My husband had just fed her, which is how he tripped on her as she pushed for her food, so she was quite near the house. And he didn't give any warning before releasing Laev.

The cat got away, reaching a tree in time. But Laev screamed with such amazing vigor and frustration that I woke, certain something was dying, and rushed outside. I found instead Laev leaping at a tree, obviously in a limbic predatory state such as I have not seen in months and months and months. She was so insanely focused on the cat that she did not even notice my husband walking up to take her collar, which was very disturbing, as she hates to be removed from prey.

At that moment I kissed my trial goodbye.

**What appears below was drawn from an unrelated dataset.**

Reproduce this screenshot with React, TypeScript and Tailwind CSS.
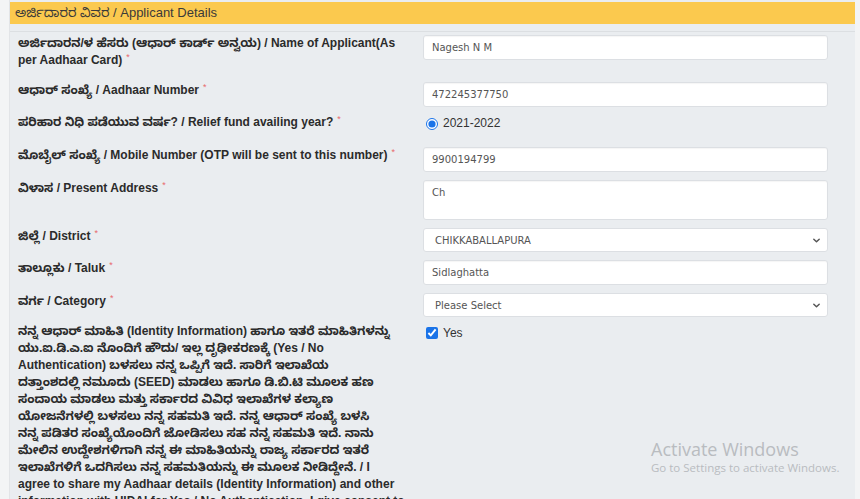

Junkies cannot have another hit. We are going to be so long recovering from this predatory adrenaline rush.... If a leaf blows during training, I'm going to lose her focus. If a leaf blows during the trial, she'll probably break. I am very frustrated; I had so much positive comment on how she's matured and how she was certain to do well this trial, and it's all gone.

I think I should get some credit for not venting at my husband. He hasn't had to warn the cat since March or April, and he was just out of the habit. I'm not really angry at him. But I sure do wish it hadn't happened.